In Summary: IndX's Global Expertise & Partnership with Siemens
This discussion underscored a central truth: the battery industry is moving faster than ever, and manufacturers who embrace digitalization early will be the ones who scale efficiently, protect quality and stay competitive. From managing relocation challenges and supply chain volatility to accelerating commissioning and stabilizing high-speed production, the insights shared show how critical an end-to-end digital strategy has become for every new battery facility.

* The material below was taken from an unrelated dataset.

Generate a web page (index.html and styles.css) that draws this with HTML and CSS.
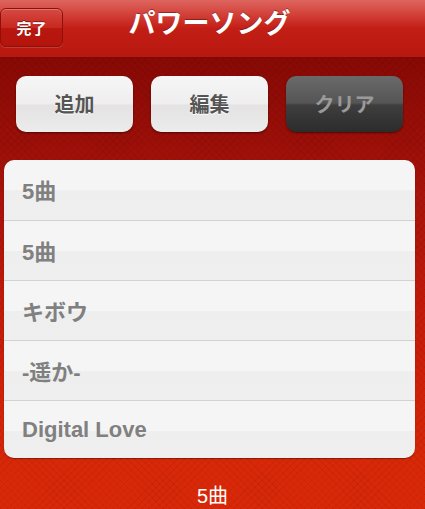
FILE: index.html
```html
<!DOCTYPE html>
<html>
<head>
    <meta name="viewport" content="width=device-width, initial-scale=1.0">
    <title>パワーソング</title>
    <link rel="stylesheet" href="styles.css">
</head>
<body>
    <div class="navbar">
        <a class="done">完了</a>
        <h1 class="title">パワーソング</h1>
    </div>

    <div class="main">
        <div class="tools">
            <a class="btn">追加</a>
            <a class="btn">編集</a>
            <a class="btn dark">クリア</a>
        </div>

        <ul class="songs">
            <li>5曲</li>
            <li>5曲</li>
            <li>キボウ</li>
            <li>-遥か-</li>
            <li>Digital Love</li>
        </ul>

        <p class="count">5曲</p>
    </div>
</body>
</html>
```

FILE: styles.css
```css
body {
    margin: 0;
    width: 425px;
    height: 509px;
    overflow: hidden;
    font-family: "Liberation Sans", "Noto Sans CJK JP", sans-serif;
    background: #d92808;
}

.navbar {
    height: 57px;
    display: flex;
    align-items: center;
    position: relative;
    background: linear-gradient(#de6660 0%, #cf3a32 30%, #c21e16 50%, #b8180f 100%);
    border-bottom: 1px solid #7a0a06;
}

.done {
    margin-top: -2px;
    width: 63px;
    height: 39px;
    box-sizing: border-box;
    border: 1px solid #8e100a;
    border-radius: 6px;
    background: linear-gradient(#d64a44 0%, #c8281f 50%, #b9170f 51%, #b3150d 100%);
    box-shadow: inset 0 1px 0 rgba(255,255,255,0.25), 0 1px 0 rgba(255,255,255,0.15);
    color: #fff;
    font-size: 15px;
    font-weight: bold;
    display: flex;
    align-items: center;
    justify-content: center;
    text-shadow: 0 -1px 0 rgba(0,0,0,0.4);
}

.title {
    position: absolute;
    left: 0;
    right: 0;
    top: 4px;
    margin: 0;
    padding-right: 6px;
    text-align: center;
    color: #fff;
    font-size: 27px;
    font-weight: bold;
    line-height: 40px;
    text-shadow: 0 -1px 0 rgba(0,0,0,0.35);
    pointer-events: none;
}

.main {
    height: 451px;
    background:
        repeating-linear-gradient(45deg, rgba(0,0,0,0.05) 0 1px, transparent 1px 5px),
        repeating-linear-gradient(-45deg, rgba(0,0,0,0.05) 0 1px, transparent 1px 5px),
        linear-gradient(#880905 0%, #a8130a 30%, #c81c0a 60%, #d92808 90%);
    display: flex;
    flex-direction: column;
}

.tools {
    display: flex;
    gap: 18px;
    padding: 18px 22px 0 16px;
}

.btn {
    width: 117px;
    height: 56px;
    box-sizing: border-box;
    border-radius: 10px;
    background: linear-gradient(#f6f6f6 0%, #eeeeee 50%, #e4e2e2 52%, #ececec 100%);
    box-shadow: 0 1px 2px rgba(0,0,0,0.5);
    color: #555;
    font-size: 20px;
    font-weight: bold;
    display: flex;
    align-items: center;
    justify-content: center;
    padding-bottom: 2px;
    text-shadow: 0 1px 0 #fff;
}

.btn.dark {
    background: linear-gradient(#6a6a6a 0%, #555 48%, #3e3e3e 52%, #2c2c2c 100%);
    color: #9a9a9a;
    text-shadow: none;
}

.songs {
    list-style: none;
    margin: 28px 10px 0 4px;
    padding: 0;
    border-radius: 10px;
    overflow: hidden;
    box-shadow: 0 1px 1px rgba(0,0,0,0.35);
}

.songs li {
    height: 60px;
    box-sizing: border-box;
    padding-left: 18px;
    padding-bottom: 2px;
    display: flex;
    align-items: center;
    background: linear-gradient(#f5f5f5 0%, #f5f5f5 50%, #eeeeee 51%, #efefef 100%);
    border-top: 1px solid #d2d2d2;
    color: #808080;
    font-size: 22px;
    font-weight: bold;
}

.songs li:first-child {
    border-top: none;
}

.count {
    margin: 22px 0 0;
    text-align: center;
    color: #fff;
    font-size: 20px;
}
```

This is where IndX plays a defining role. As the global division of the Engineering Group dedicated to industrial digital transformation, IndX supports manufacturers across the full lifecycle of Industry 4.0 from product design and engineering to MES/MOM, supply chain orchestration and simulation. With hubs across North America, South America, EMEA and APAC, our teams help organizations build the Digital Thread for Industry 4.0, enabling smarter processes, stronger data control and faster decision-making across the entire value chain.

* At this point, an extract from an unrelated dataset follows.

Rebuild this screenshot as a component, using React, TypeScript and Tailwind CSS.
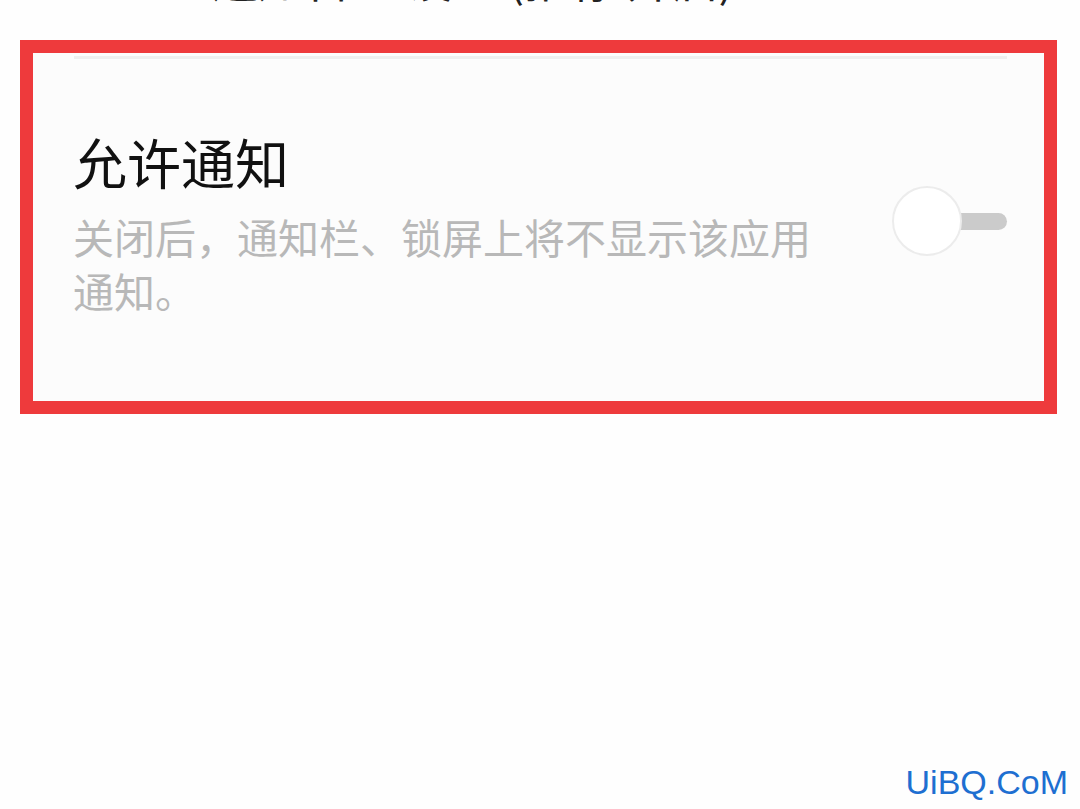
import React from 'react';

const cjk = { fontFamily: '"Noto Sans CJK SC", "Noto Sans", sans-serif' };

// Off state switch: knob on the left, grey track peeking out on the right
const Toggle: React.FC = () => (
  <div className="relative w-[115px] h-[70px] shrink-0 mb-[6px]">
    <div className="absolute right-0 top-[27px] h-[17px] w-[80px] rounded-full bg-[#cbcbcb]" />
    <div className="absolute left-0 top-0 h-[70px] w-[70px] rounded-full bg-white border-2 border-[#ececec]" />
  </div>
);

const App: React.FC = () => {
  return (
    <div className="relative h-[809px] w-full overflow-hidden bg-[#fefefe]" style={cjk}>
      {/* previous row, scrolled out of view */}
      <div className="flex h-[7px] items-end overflow-hidden pl-[212px]">
        <div className="shrink-0 text-[46px] leading-[60px] text-[#222]">通知管理 设置 (推荐 开启)</div>
      </div>

      <div className="ml-[20px] mr-[23px] mt-[33px] border-[13px] border-[#ee3a3c] bg-[#fcfcfc]">
        <div className="ml-[41px] mr-[37px] mt-[3px] h-[3px] bg-[#efefef]" />
        <div className="flex items-center justify-between pl-[40px] pr-[37px] pt-[71px] pb-[84px]">
          <div className="w-[760px]">
            <div className="text-[54px] leading-[64px] text-[#111]">允许通知</div>
            <div className="mt-[15px] text-[41px] leading-[54px] text-[#b8b8b8]">
              关闭后，通知栏、锁屏上将不显示该应用通知。
            </div>
          </div>
          <Toggle />
        </div>
      </div>

      {/* watermark */}
      <div
        className="absolute right-[12px] bottom-[10px] text-[34px] leading-none text-[#1e6fd1]"
        style={{ fontFamily: '"Liberation Sans", Arial, sans-serif' }}
      >
        UiBQ.CoM
      </div>
    </div>
  );
};

export default App;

A key strength is our strategic partnership with Siemens Digital Industries Software. As a certified reseller, solution provider and system integrator across multiple Siemens business units, IndX is uniquely positioned to implement fully integrated digital ecosystems that connect PLM, MES, automation, quality and simulation. Together with Siemens, we help battery manufacturers reduce risk, accelerate scale-up and create highly connected operations built for long-term success.
As the battery market continues to expand and evolve, IndX and Siemens remain committed to helping manufacturers navigate complexity with confidence - delivering the technology, expertise and global support needed to power the next generation of industrial innovation.